Les solidaires sont farouchement contre, les péquistes mal à l’aise, les libéraux gênés mais d’accord, les caquistes à la fois embarrassés et résolus.
Ça, ce sont des vues d’ensemble. Plus les groupes parlementaires sont grands, plus il existe des divergences d’opinions en leur sein.
C’est le cas à la CAQ, où des ministres, déjà mieux payés que de «simples députés», ne sont pas nécessairement entichés de cette initiative politiquement risquée, alors que des élus sans trop de grades y sont plus favorables. Mais pas tous, là encore.
La présidente du Conseil du trésor, Sonia LeBel, doit craindre que cette affaire pollue pendant un certain temps ses négociations avec les grands syndicats représentant les employés de l’État.
Si le cabinet du premier ministre a néanmoins donné son aval au projet, c’est qu’il sait qu’il existe une vraie attente là-dessus dans son caucus. Sinon, il aurait passé son tour.
Il n’empêche que ce projet de loi n’aurait pas dû être présenté tel quel — ou ne devrait s’appliquer que pour les parlementaires de la prochaine législature.
Non pas parce que les élus actuels ne méritent pas un meilleur revenu.
Il est évident que l’on devrait accorder plus aux parlementaires quand on compare leur rémunération à celle de hauts fonctionnaires — pour prendre ce seul exemple. C’est encore plus vrai pour ceux qui exercent des fonctions de ministre. Et bien plus encore pour celui qui est premier ministre du Québec!
Rapport incomplet
Le projet législatif propose de faire passer l’«indemnité annuelle de base» des parlementaires de l’Assemblée nationale de 101 561$ à 131 766$, une somme à laquelle il faut ajouter une allocation de dépenses qui équivaut à 38 184$ par année.
Par un effet mécanique, la hausse à venir gonflera les autres indemnités qui existent déjà.

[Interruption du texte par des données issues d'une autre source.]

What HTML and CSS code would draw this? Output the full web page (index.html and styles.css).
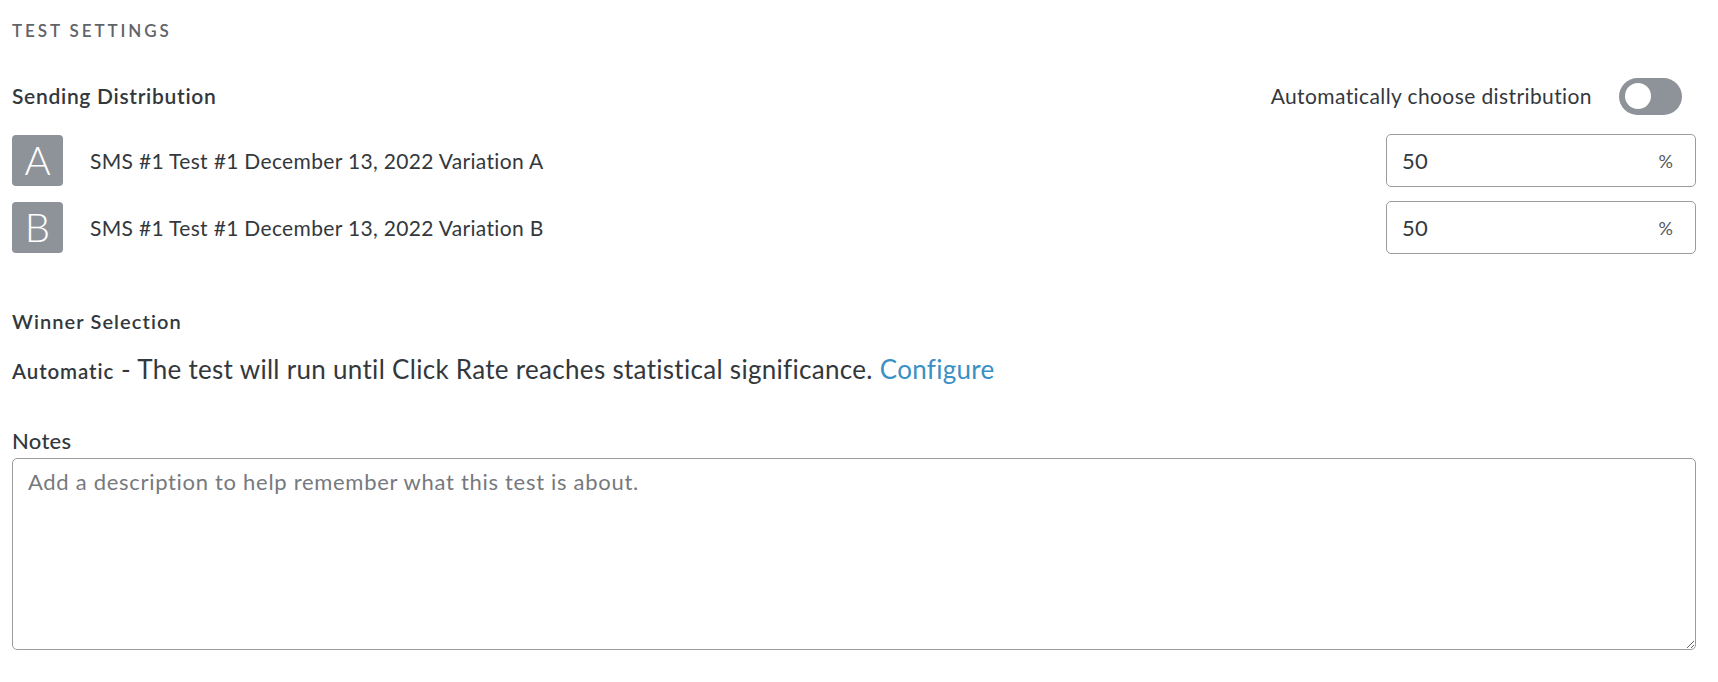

La plupart des parlementaires bénéficient actuellement d’indemnités dites «additionnelles» pouvant déjà porter leur rémunération totale à plus de 200 000$.
Ce projet de loi n’aurait pas dû être présenté tel quel parce qu’il prend appui sur un rapport bancal, un rapport qui n’a pris en compte qu’un seul aspect des choses, celui de la rémunération de base.
Même les membres du comité l’ayant produit, parmi lesquels les ex-députés Lise Thériault et Martin Ouellet, le disent.
Leur rapport est bien moins complet que celui du groupe piloté en 2013 par l’ex-juge Claire L’Heureux-Dubé, un document qui avait malheureusement été jeté à la poubelle par démagogie.
En contrepartie d’une hausse de rémunération, le groupe de Claire L’Heureux-Dubé préconisait la disparition de toutes sortes d’indemnités et, surtout, la révision du régime de retraite des élus. Il recommandait que les parlementaires y contribuent davantage.
À la CAQ, certains doivent aujourd’hui regretter d’avoir torpillé le rapport de Claire L’Heureux-Dubé il y a 10 ans.
Depuis le rejet de ce rapport, les parlementaires ont malheureusement continué d’être juges et parties, au point de pousser le bouchon très loin en juin 2019.
Avec l’aide du Parti libéral du Québec et du Parti québécois, le gouvernement caquiste a alors adopté une loi haussant l’allocation annuelle de dépenses des parlementaires. Pourquoi? Pour compenser l’impôt fédéral qui s’appliquait désormais aux allocations du genre. Un ajustement salarial voté par les députés pour compenser un impôt!
Au gouvernement, on parle du projet de loi comme d’un «rattrapage». Il faut quand même répéter que la fameuse «indemnité de base» dont on parle aujourd’hui est indexée chaque année.
Résumons-nous: nos parlementaires méritent de meilleurs salaires. Ils sont nos représentants démocratiques et nos fiduciaires. Leur boulot est intense et ne s’arrête à peu près jamais.
Il est cependant déplorable que tous les éléments de leur rémunération n’aient pas été pris en compte dans ce projet de loi.